INSTRUCTIONS TO FOLLOW —
Copy each line where the word "components" occurs.

-----

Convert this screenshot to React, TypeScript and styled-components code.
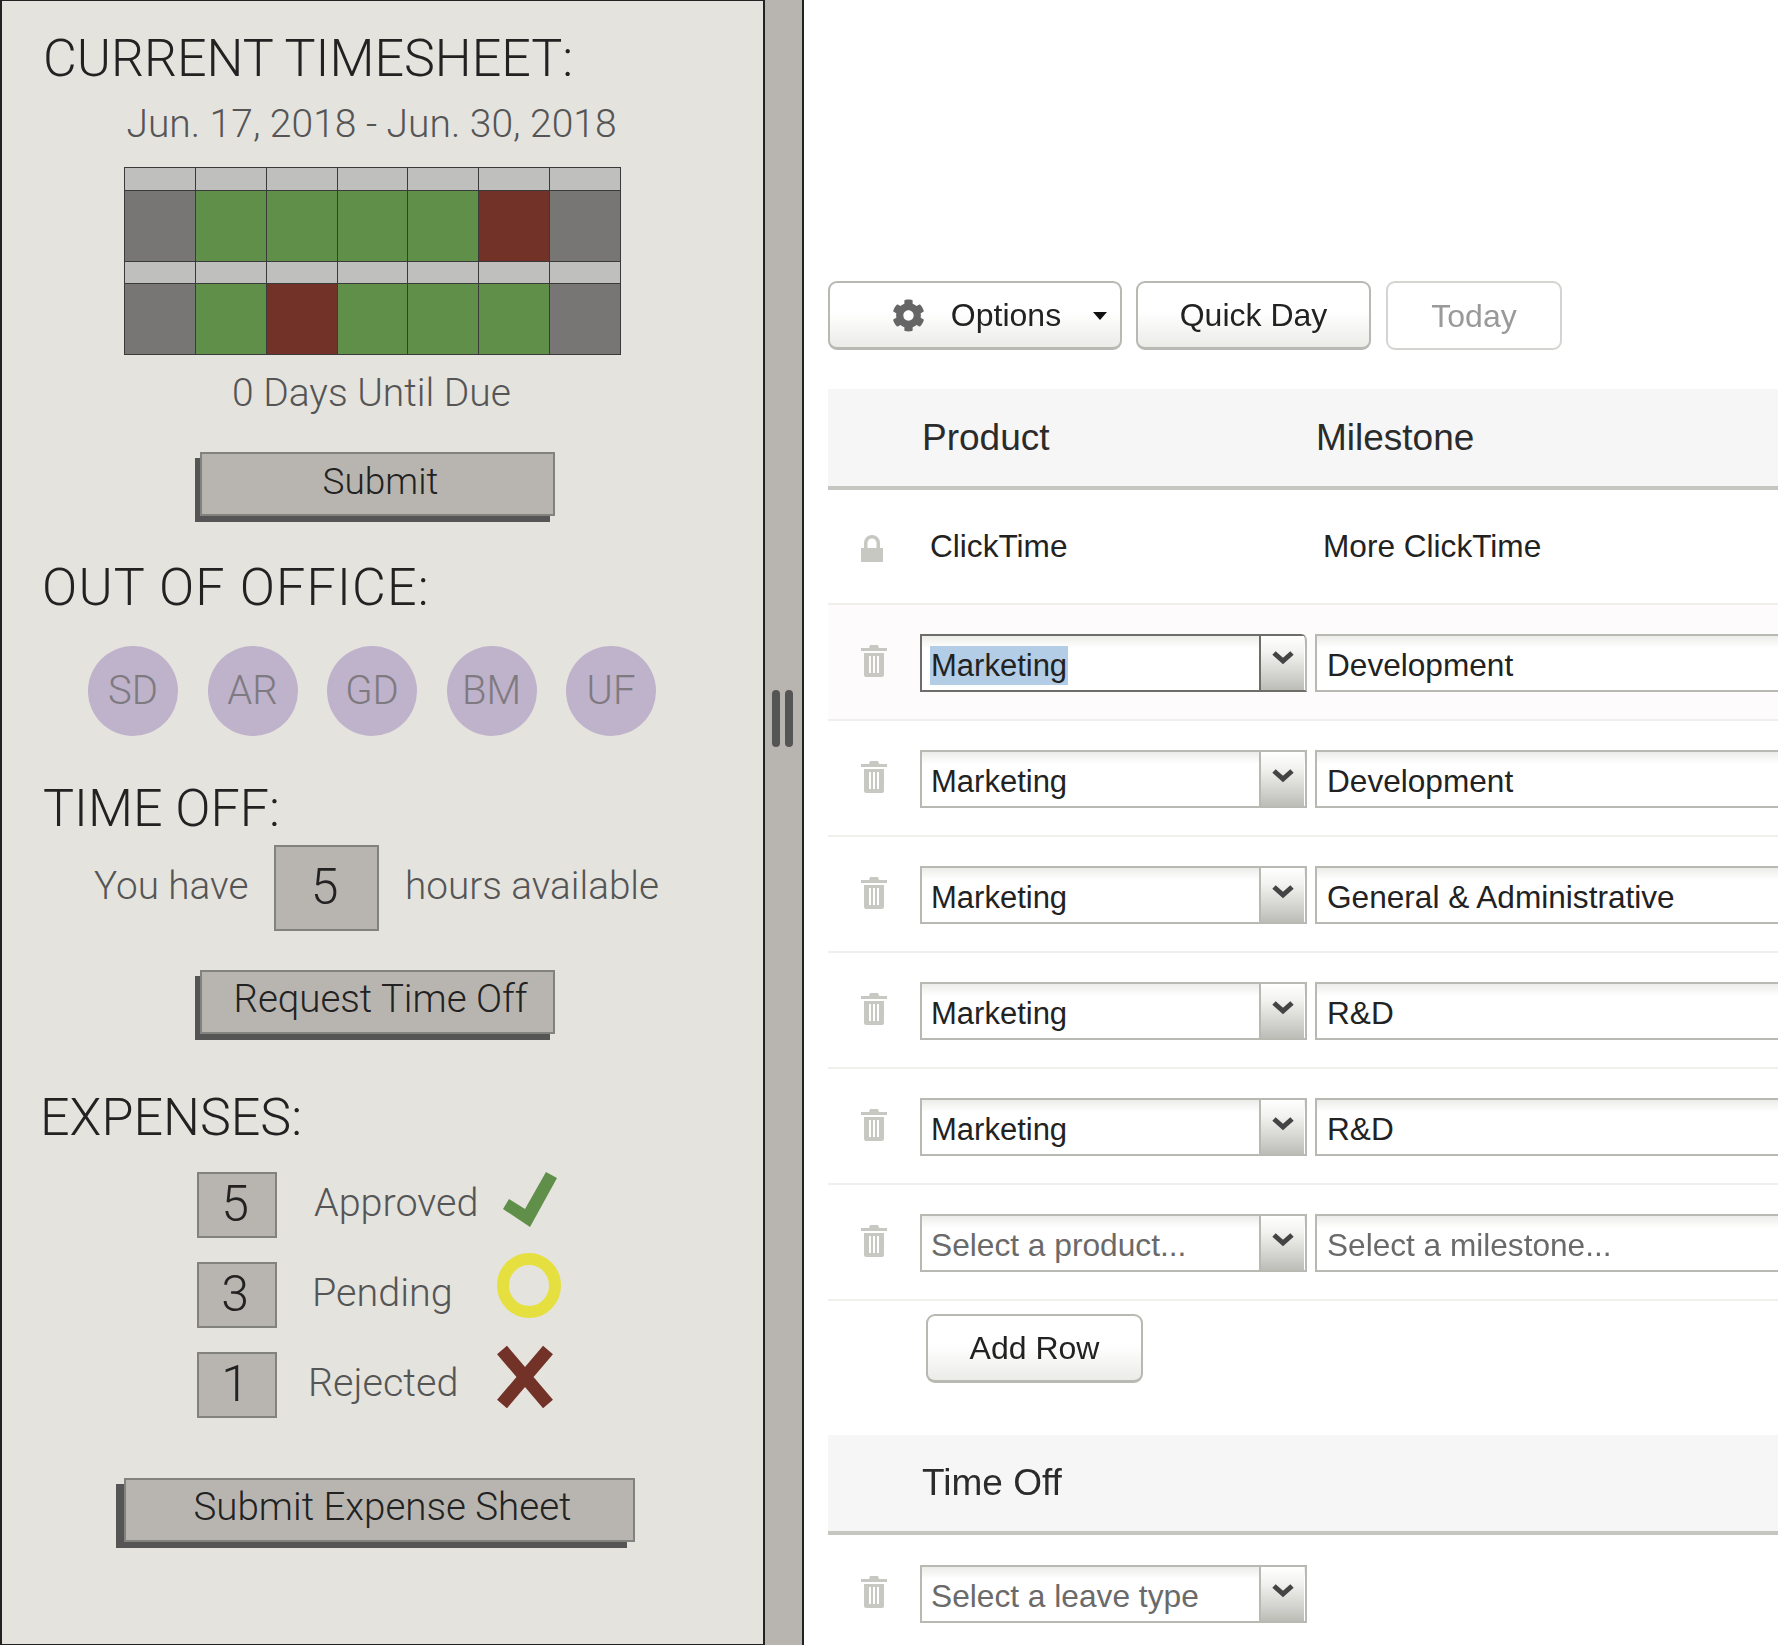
import React from 'react';
import styled, { createGlobalStyle, css } from 'styled-components';
import { FaCog } from 'react-icons/fa';

const Global = createGlobalStyle`
  html, body { margin: 0; padding: 0; background: #fff; }
  #root { width: 1778px; height: 1645px; overflow: hidden; }
`;

const Page = styled.div`
  display: flex;
  width: 1778px;
  height: 1645px;
`;

const Side = styled.aside`
  box-sizing: border-box;
  width: 763px;
  height: 1645px;
  flex: none;
  background: #e4e3de;
  border: solid #222;
  border-width: 1px 0 1px 2px;
  font-family: Roboto, "Liberation Sans", sans-serif;
  font-weight: 300;
  display: flex;
  flex-direction: column;
  align-items: flex-start;
`;

const Heading = styled.h2<{ $top: number; $left?: number; $ls?: number }>`
  margin: ${p => p.$top}px 0 0 ${p => p.$left ?? 41}px;
  font-size: 52px;
  line-height: 40px;
  font-weight: 300;
  color: #222;
  letter-spacing: ${p => p.$ls ?? 0}px;
  white-space: nowrap;
`;

const Caption = styled.div<{ $top: number }>`
  margin: ${p => p.$top}px 0 0;
  width: 739px;
  text-align: center;
  font-size: 39px;
  line-height: 40px;
  color: #555;
  white-space: nowrap;
`;

const Calendar = styled.div`
  margin: 23px 0 0 122px;
  display: grid;
  grid-template-columns: repeat(7, 70.85px);
  grid-template-rows: 23px 71px 22px 71px;
  border: solid #3a3a3a;
  border-width: 1px 0 0 1px;
`;

const dayColor = { h: '#bfbfbd', o: '#777674', g: '#5f8f49', r: '#733228' } as const;

const Day = styled.div<{ $k: keyof typeof dayColor }>`
  box-sizing: border-box;
  background: ${p => dayColor[p.$k]};
  border: solid #3a3a3a;
  border-width: 0 1px 1px 0;
`;

const SideButton = styled.button<{ $w: number; $top: number; $left: number; $dx: number; $size?: number }>`
  box-sizing: border-box;
  flex: none;
  width: ${p => p.$w}px;
  height: 64px;
  margin: ${p => p.$top}px 0 0 ${p => p.$left}px;
  padding: 0 0 6px 6px;
  background: #b8b5b0;
  border: 2px solid #82827f;
  box-shadow: ${p => p.$dx}px 6px 0 #555;
  font: 300 ${p => p.$size ?? 38.5}px/1 Roboto, "Liberation Sans", sans-serif;
  color: #222;
  white-space: nowrap;
`;

const People = styled.div`
  display: flex;
  gap: 29.5px;
  margin: 38px 0 0 86px;
`;

const Person = styled.div`
  width: 90px;
  height: 90px;
  border-radius: 50%;
  background: #bfb2cb;
  color: #7e7a80;
  font-size: 40px;
  line-height: 90px;
  text-align: center;
`;

const HoursRow = styled.div`
  display: flex;
  align-items: center;
  margin: 16px 0 0 92px;
  font-size: 38.7px;
  color: #555;
  white-space: nowrap;
`;

const CountBox = styled.div<{ $w: number; $h: number }>`
  box-sizing: border-box;
  flex: none;
  width: ${p => p.$w}px;
  height: ${p => p.$h}px;
  padding: 0 4px 3px 0;
  display: flex;
  align-items: center;
  justify-content: center;
  background: #b8b5b0;
  border: 2px solid #82827f;
  color: #222;
  font-size: 50px;
`;

const HaveLabel = styled.span`
  width: 180px;
  padding-bottom: 6px;
`;

const HoursLabel = styled.span`
  margin-left: 26px;
  padding-bottom: 6px;
`;

const ExpenseList = styled.div`
  display: flex;
  flex-direction: column;
  gap: 24px;
  margin: 34px 0 0 195px;
`;

const ExpenseRow = styled.div`
  display: flex;
  align-items: center;
  height: 66px;
  font-size: 39.5px;
  color: #555;
`;

const ExpenseLabel = styled.span<{ $shift?: number }>`
  box-sizing: border-box;
  width: 223px;
  padding: 0 0 5px ${p => 37 - (p.$shift ?? 0)}px;
  white-space: nowrap;
`;

const StatusIcon = styled.svg`
  flex: none;
  width: 66px;
  height: 66px;
  overflow: visible;
`;

const Divider = styled.div`
  box-sizing: border-box;
  flex: none;
  width: 41px;
  height: 1645px;
  background: #b8b5b0;
  border: solid #222;
  border-width: 0 2px;
  display: flex;
  gap: 5px;
  padding: 690px 0 0 7px;
`;

const Grip = styled.div`
  width: 8px;
  height: 57px;
  border-radius: 4px;
  background: #555;
`;

const Main = styled.main`
  flex: 1;
  min-width: 0;
  overflow: hidden;
  padding-left: 24px;
  font-family: "Liberation Sans", Arial, sans-serif;
  color: #222;
  filter: blur(0.55px);
`;

const Toolbar = styled.div`
  display: flex;
  margin-top: 281px;
  height: 69px;
`;

const ToolButton = styled.button<{ $w: number; $ml?: number; $muted?: boolean; $pl?: number }>`
  box-sizing: border-box;
  position: relative;
  display: flex;
  align-items: center;
  justify-content: center;
  width: ${p => p.$w}px;
  height: 69px;
  margin-left: ${p => p.$ml ?? 0}px;
  padding: 0 0 0 ${p => p.$pl ?? 0}px;
  border: 2px solid #b9b9b3;
  border-bottom-width: 3px;
  border-radius: 9px;
  background: linear-gradient(#fff, #fff 45%, #ebebe8);
  font: 32px/1 "Liberation Sans", Arial, sans-serif;
  color: ${p => (p.$muted ? '#999' : '#222')};
  ${p => p.$muted && css`background: #fff; border-color: #d4d4d0; border-bottom-width: 2px;`}
`;

const OptionsGear = styled(FaCog)`
  margin: 0 26px 0 0;
  color: #666;
  font-size: 33px;
`;

const Caret = styled.span`
  position: absolute;
  right: 13px;
  top: 29px;
  width: 0;
  height: 0;
  border: 7px solid transparent;
  border-top: 8px solid #111;
  border-bottom: 0;
`;

const Band = styled.div<{ $top: number; $h: number }>`
  box-sizing: border-box;
  display: flex;
  align-items: center;
  height: ${p => p.$h}px;
  margin-top: ${p => p.$top}px;
  padding: 0 0 0 94px;
  background: #f6f6f6;
  border-bottom: 4px solid #c6c6c0;
  font-size: 37px;
  color: #2b2b2b;
`;

const BandCol = styled.span`
  width: 394px;
`;

const TableRow = styled.div<{ $h?: number; $tint?: boolean; $plain?: boolean }>`
  box-sizing: border-box;
  display: flex;
  align-items: center;
  height: ${p => p.$h ?? 116}px;
  background: ${p => (p.$tint ? '#fdfbfc' : '#fff')};
  border-bottom: ${p => (p.$plain ? '0' : '2px solid #efefec')};
`;

const IconCell = styled.div`
  flex: none;
  box-sizing: border-box;
  width: 92px;
  padding: 0 0 0 33px;
  display: flex;
  align-items: center;
`;

const RowIcon = styled.svg<{ $lift: number }>`
  display: block;
  margin-top: ${p => p.$lift}px;
  color: #c8c8c3;
`;

const PlainCell = styled.span<{ $w: number; $pl: number }>`
  box-sizing: border-box;
  width: ${p => p.$w}px;
  padding-left: ${p => p.$pl}px;
  font-size: 31.6px;
  flex: none;
`;

const Select = styled.div<{ $focus?: boolean }>`
  box-sizing: border-box;
  flex: none;
  display: flex;
  width: 387px;
  height: 58px;
  margin-top: 1px;
  border: 2px solid ${p => (p.$focus ? '#6d6d6a' : '#b9b9b3')};
  background: linear-gradient(#ecece9, #fff 12px);
  ${p => p.$focus && css`border-right-color: #b9b9b3; border-top-right-radius: 6px;`}
`;

const SelectText = styled.div<{ $placeholder?: boolean }>`
  flex: 1;
  display: flex;
  align-items: center;
  padding: 6px 0 0 9px;
  font-size: ${p => (p.$placeholder ? 31.7 : 31)}px;
  color: ${p => (p.$placeholder ? '#6a6a6a' : '#222')};
`;

const Highlight = styled.span`
  background: #b3cde6;
  line-height: 39px;
  margin-left: -1px;
  padding: 0 1px;
`;

const SelectArrow = styled.div<{ $focus?: boolean }>`
  box-sizing: border-box;
  flex: none;
  width: 45px;
  display: flex;
  justify-content: center;
  padding-top: ${p => (p.$focus ? 14 : 16)}px;
  margin-right: 1px;
  border-left: 2px solid ${p => (p.$focus ? '#6d6d6a' : '#b9b9b3')};
  background: linear-gradient(#fff, #f2f2f0 30%, #bdbdb8);
`;

const Field = styled.div<{ $placeholder?: boolean }>`
  box-sizing: border-box;
  flex: none;
  display: flex;
  align-items: center;
  width: 480px;
  height: 58px;
  margin: 1px 0 0 8px;
  padding: 6px 0 0 10px;
  border: 2px solid #b9b9b3;
  border-right: 0;
  background: linear-gradient(#ecece9, #fff 12px);
  font-size: 31.6px;
  color: ${p => (p.$placeholder ? '#6a6a6a' : '#222')};
`;

const AddRow = styled(ToolButton)`
  margin: 13px 0 0 98px;
`;

const Trash = () => (
  <RowIcon $lift={-2} width="26" height="32" viewBox="0 0 26 32" fill="currentColor">
    <path d="M9 0h8l1 3h8v3H0V3h8z" />
    <path fillRule="evenodd" d="M3 8h20v22a2 2 0 0 1-2 2H5a2 2 0 0 1-2-2zM8 11v17h2V11zM12 11v17h2V11zM16 11v17h2V11z" />
  </RowIcon>
);

const Lock = () => (
  <RowIcon $lift={4} width="22" height="27" viewBox="0 0 22 27" fill="currentColor">
    <path fillRule="evenodd" d="M3 13V8a8 8 0 0 1 16 0v5h3v14H0V13zM6.5 13h9V8a4.5 4.5 0 0 0-9 0z" />
  </RowIcon>
);

const Chevron = () => (
  <svg width="24" height="16" viewBox="0 0 24 16">
    <path d="M3 3l9 8 9-8" fill="none" stroke="#444" strokeWidth="5" />
  </svg>
);

const week1 = ['o', 'g', 'g', 'g', 'g', 'r', 'o'] as const;
const week2 = ['o', 'g', 'r', 'g', 'g', 'g', 'o'] as const;
const head = ['h', 'h', 'h', 'h', 'h', 'h', 'h'] as const;
const cells = [...head, ...week1, ...head, ...week2];

const rows: { p: string; m: string; ph?: boolean }[] = [
  { p: 'Marketing', m: 'Development' },
  { p: 'Marketing', m: 'General & Administrative' },
  { p: 'Marketing', m: 'R&D' },
  { p: 'Marketing', m: 'R&D' },
  { p: 'Select a product...', m: 'Select a milestone...', ph: true },
];

export default function App() {
  return (
    <Page>
      <Global />
      <Side>
        <Heading $top={38}>CURRENT TIMESHEET:</Heading>
        <Caption $top={25}>Jun. 17, 2018 - Jun. 30, 2018</Caption>
        <Calendar>
          {cells.map((k, i) => (
            <Day key={i} $k={k} />
          ))}
        </Calendar>
        <Caption $top={18}>0 Days Until Due</Caption>
        <SideButton $w={355} $top={39} $left={198} $dx={-5} $size={37}>Submit</SideButton>
        <Heading $top={52} $left={40} $ls={1.2}>OUT OF OFFICE:</Heading>
        <People>
          {['SD', 'AR', 'GD', 'BM', 'UF'].map(n => (
            <Person key={n}>{n}</Person>
          ))}
        </People>
        <Heading $top={53}>TIME OFF:</Heading>
        <HoursRow>
          <HaveLabel>You have</HaveLabel>
          <CountBox $w={105} $h={86}>5</CountBox>
          <HoursLabel>hours available</HoursLabel>
        </HoursRow>
        <SideButton $w={355} $top={39} $left={198} $dx={-5}>Request Time Off</SideButton>
        <Heading $top={64} $left={38}>EXPENSES:</Heading>
        <ExpenseList>
          <ExpenseRow>
            <CountBox $w={80} $h={66}>5</CountBox>
            <ExpenseLabel>Approved</ExpenseLabel>
            <StatusIcon viewBox="0 1 66 66">
              <polygon points="3,38 9,28 25,38 46,1 57,7 30,56" fill="#5f8f49" />
            </StatusIcon>
          </ExpenseRow>
          <ExpenseRow>
            <CountBox $w={80} $h={66}>3</CountBox>
            <ExpenseLabel $shift={2}>Pending</ExpenseLabel>
            <StatusIcon viewBox="0 1 66 66">
              <ellipse cx="29" cy="24.5" rx="26" ry="26.5" fill="none" stroke="#e5e040" strokeWidth="12" />
            </StatusIcon>
          </ExpenseRow>
          <ExpenseRow>
            <CountBox $w={80} $h={66}>1</CountBox>
            <ExpenseLabel $shift={6}>Rejected</ExpenseLabel>
            <StatusIcon viewBox="0 1 66 66">
              <path d="M2 -1L48 53M48 -1L2 53" fill="none" stroke="#733228" strokeWidth="13" />
            </StatusIcon>
          </ExpenseRow>
        </ExpenseList>
        <SideButton $w={511} $top={60} $left={122} $dx={-8}>Submit Expense Sheet</SideButton>
      </Side>
      <Divider>
        <Grip />
        <Grip />
      </Divider>
      <Main>
        <Toolbar>
          <ToolButton $w={294} $pl={3}>
            <OptionsGear />
            Options
            <Caret />
          </ToolButton>
          <ToolButton $w={235} $ml={14}>Quick Day</ToolButton>
          <ToolButton $w={176} $ml={15} $muted>Today</ToolButton>
        </Toolbar>
        <Band $top={39} $h={101}>
          <BandCol>Product</BandCol>
          <span>Milestone</span>
        </Band>
        <TableRow $h={115}>
          <IconCell><Lock /></IconCell>
          <PlainCell $w={394} $pl={10}>ClickTime</PlainCell>
          <PlainCell $w={400} $pl={9}>More ClickTime</PlainCell>
        </TableRow>
        <TableRow $tint>
          <IconCell><Trash /></IconCell>
          <Select $focus>
            <SelectText><Highlight>Marketing</Highlight></SelectText>
            <SelectArrow $focus><Chevron /></SelectArrow>
          </Select>
          <Field>Development</Field>
        </TableRow>
        {rows.map((r, i) => (
          <TableRow key={i}>
            <IconCell><Trash /></IconCell>
            <Select>
              <SelectText $placeholder={r.ph}>{r.p}</SelectText>
              <SelectArrow><Chevron /></SelectArrow>
            </Select>
            <Field $placeholder={r.ph}>{r.m}</Field>
          </TableRow>
        ))}
        <AddRow $w={217}>Add Row</AddRow>
        <Band $top={52} $h={100}>Time Off</Band>
        <TableRow $plain>
          <IconCell><Trash /></IconCell>
          <Select>
            <SelectText $placeholder>Select a leave type</SelectText>
            <SelectArrow><Chevron /></SelectArrow>
          </Select>
        </TableRow>
      </Main>
    </Page>
  );
}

-----

CORRECT ANSWER —
Convert this screenshot to React, TypeScript and styled-components code.
import styled, { createGlobalStyle, css } from 'styled-components';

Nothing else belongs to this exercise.